VO: As I already mentioned, I try to avoid preferences in music. I like good music and this is my philosophy. It has all my preferences. If I don't understand the language, nevertheless I feel this music. Music is a powerful thing itself, which doesn't need any philosophising. That's my point of view. As for the Cuban music, I prefer salsa erotica and salsa nueva with jazz elements.
AI: Does Vitaly y su Timba Habanera already have a touring history? What plans and ideas do you have in this respect?
VO: Plans seldom correspond to reality. Last year I had such an idea, but it did not come to a point of realization. If taken everything into account, the touring idea does not seem reasonable for now. You would need strong promotion and powerful team which is eager to implement it. So far I have not had time for such attacks. I think, first, it could be great to introduce the album to the masses. Two, three concerts is not a problem. But it's not what interests me most in this project. But this idea is quite possible to be realized too.

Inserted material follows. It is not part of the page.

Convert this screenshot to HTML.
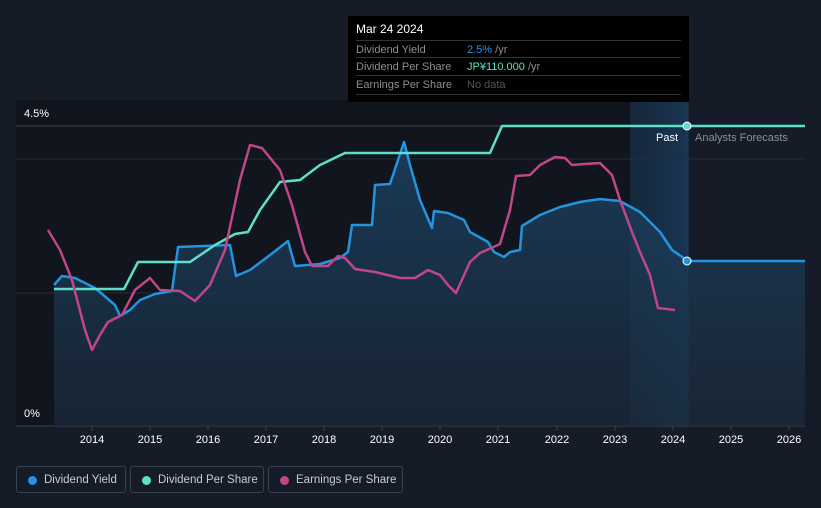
<!DOCTYPE html>
<html><head><meta charset="utf-8"><style>
html,body{margin:0;width:821px;height:508px;overflow:hidden}
body{background:#151b27;font-family:"Liberation Sans",sans-serif;position:relative}
.t{position:absolute;color:#fff;font-size:11px}
.lg{position:absolute;top:466px;height:27px;border:1px solid #3a404b;border-radius:3px;color:#c9ccd1;font-size:11.5px;line-height:26px;box-sizing:border-box;white-space:nowrap}
.lg i{position:absolute;left:11px;top:9px;width:9px;height:9px;border-radius:50%}
.lg span{position:absolute;left:27px}
.tt{position:absolute;left:348px;top:16px;width:341px;height:86px;background:#000;font-size:11px}
.tt .r{position:absolute;left:8px;right:8px;height:18px;border-top:1px solid #333;line-height:18px;color:#8d8f93}
.tt .r b{font-weight:normal;position:absolute;left:111px}
</style></head><body>
<svg width="821" height="508" style="position:absolute;left:0;top:0">
<defs><linearGradient id="g" x1="0" y1="0" x2="0" y2="1"><stop offset="0" stop-color="#1c4466" stop-opacity=".8"/><stop offset="1" stop-color="#1b2a3b" stop-opacity=".7"/></linearGradient>
<linearGradient id="f" x1="0" y1="0" x2="1" y2="0"><stop offset="0" stop-color="#16273a"/><stop offset="1" stop-color="#183552"/></linearGradient></defs>
<rect x="16" y="100" width="672" height="326" fill="#10151e"/>
<rect x="630" y="100" width="58" height="326" fill="url(#f)"/>
<line x1="16" y1="126" x2="805" y2="126" stroke="#3b414c"/>
<line x1="16" y1="159" x2="805" y2="159" stroke="#262c37"/>
<line x1="16" y1="293" x2="805" y2="293" stroke="#262c37"/>
<line x1="16" y1="426" x2="805" y2="426" stroke="#3b414c"/>
<line x1="688" y1="100" x2="688" y2="426" stroke="#1d3e5c"/>
<path d="M54,285 L62,276 75,278 95,288 115,305 120,316 130,310 140,300 155,294 172,291 178,247 230,245 236,276 250,270 270,255 288,241 295,266 320,264 340,258 348,252 352,225 372,225 375,185 390,184 398,160 404,142 410,165 420,200 432,228 434,211 448,213 464,220 470,232 488,242 494,252 504,257 510,252 520,250 522,226 540,215 560,207 580,202 600,199 620,201 640,212 660,232 672,250 688,261 805,261 L805,426 L54,426Z" fill="url(#g)"/>
<g fill="none" stroke-width="2.5" stroke-linejoin="round">
<path d="M54,285 L62,276 75,278 95,288 115,305 120,316 130,310 140,300 155,294 172,291 178,247 230,245 236,276 250,270 270,255 288,241 295,266 320,264 340,258 348,252 352,225 372,225 375,185 390,184 398,160 404,142 410,165 420,200 432,228 434,211 448,213 464,220 470,232 488,242 494,252 504,257 510,252 520,250 522,226 540,215 560,207 580,202 600,199 620,201 640,212 660,232 672,250 688,261 805,261" stroke="#2394df"/>
<path d="M54,289 L124,289 138,262 190,262 215,245 235,234 248,232 260,210 280,182 300,180 320,165 345,153 490,153 502,126 805,126" stroke="#5ee0c8"/>
<path d="M48,230 L60,250 72,280 85,330 92,350 100,335 108,322 122,315 135,290 150,278 160,290 180,291 195,301 210,285 225,250 240,180 250,145 262,148 280,170 292,205 305,252 312,266 328,266 338,256 345,258 355,269 375,272 400,278 415,278 428,270 440,275 448,285 456,293 470,262 480,253 500,244 510,210 516,176 530,175 540,165 555,157 565,158 572,165 585,164 600,163 612,175 620,200 632,232 640,252 650,275 658,308 675,310" stroke="#c0468a"/>
</g>
<circle cx="687" cy="126" r="4" fill="#5ee0c8" stroke="#fff" stroke-width="1"/>
<circle cx="687" cy="261" r="4" fill="#2394df" stroke="#fff" stroke-width="1"/>
<g stroke="#3b414c"><line x1="92" y1="426" x2="92" y2="431"/><line x1="150" y1="426" x2="150" y2="431"/><line x1="208" y1="426" x2="208" y2="431"/><line x1="266" y1="426" x2="266" y2="431"/><line x1="324" y1="426" x2="324" y2="431"/><line x1="382" y1="426" x2="382" y2="431"/><line x1="440" y1="426" x2="440" y2="431"/><line x1="498" y1="426" x2="498" y2="431"/><line x1="557" y1="426" x2="557" y2="431"/><line x1="615" y1="426" x2="615" y2="431"/><line x1="673" y1="426" x2="673" y2="431"/><line x1="731" y1="426" x2="731" y2="431"/><line x1="789" y1="426" x2="789" y2="431"/></g>
<g fill="#fff" font-size="11" text-anchor="middle" font-family="Liberation Sans,sans-serif"><text x="92" y="443">2014</text><text x="150" y="443">2015</text><text x="208" y="443">2016</text><text x="266" y="443">2017</text><text x="324" y="443">2018</text><text x="382" y="443">2019</text><text x="440" y="443">2020</text><text x="498" y="443">2021</text><text x="557" y="443">2022</text><text x="615" y="443">2023</text><text x="673" y="443">2024</text><text x="731" y="443">2025</text><text x="789" y="443">2026</text></g>
</svg>
<div class="t" style="left:24px;top:108px">4.5%</div>
<div class="t" style="left:24px;top:408px">0%</div>
<div class="t" style="left:656px;top:132px">Past</div>
<div class="t" style="left:695px;top:132px;color:#8d9096">Analysts Forecasts</div>
<div class="tt">
<div style="position:absolute;left:8px;top:6px;color:#fff;font-size:12px">Mar 24 2024</div>
<div class="r" style="top:24px">Dividend Yield<b><span style="color:#2394df">2.5%</span> /yr</b></div>
<div class="r" style="top:41px">Dividend Per Share<b><span style="color:#5ee0c8">JP¥110.000</span> /yr</b></div>
<div class="r" style="top:59px;border-bottom:1px solid #333">Earnings Per Share<b style="color:#555">No data</b></div>
</div>
<div class="lg" style="left:16px;width:110px"><i style="background:#2394df"></i><span>Dividend Yield</span></div>
<div class="lg" style="left:130px;width:134px"><i style="background:#5ee0c8"></i><span>Dividend Per Share</span></div>
<div class="lg" style="left:268px;width:135px"><i style="background:#c0468a"></i><span>Earnings Per Share</span></div>
</body></html>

AI: Vitaly, the collective of still trying to be born magazine MUSIC IN LATIN wishes to you much luck and much fame that you undeservedly lack today. Viva Cuba y viva Ucrania!
VO: In my turn I would like to wish to all the readers of MUSIC IN LATIN and Timba.com happiness, good health and great upcoming 2007 year (despite that we are in September still, I hope to be the first one to do this on your popular Timba.com site, laughter). Be happy, friends!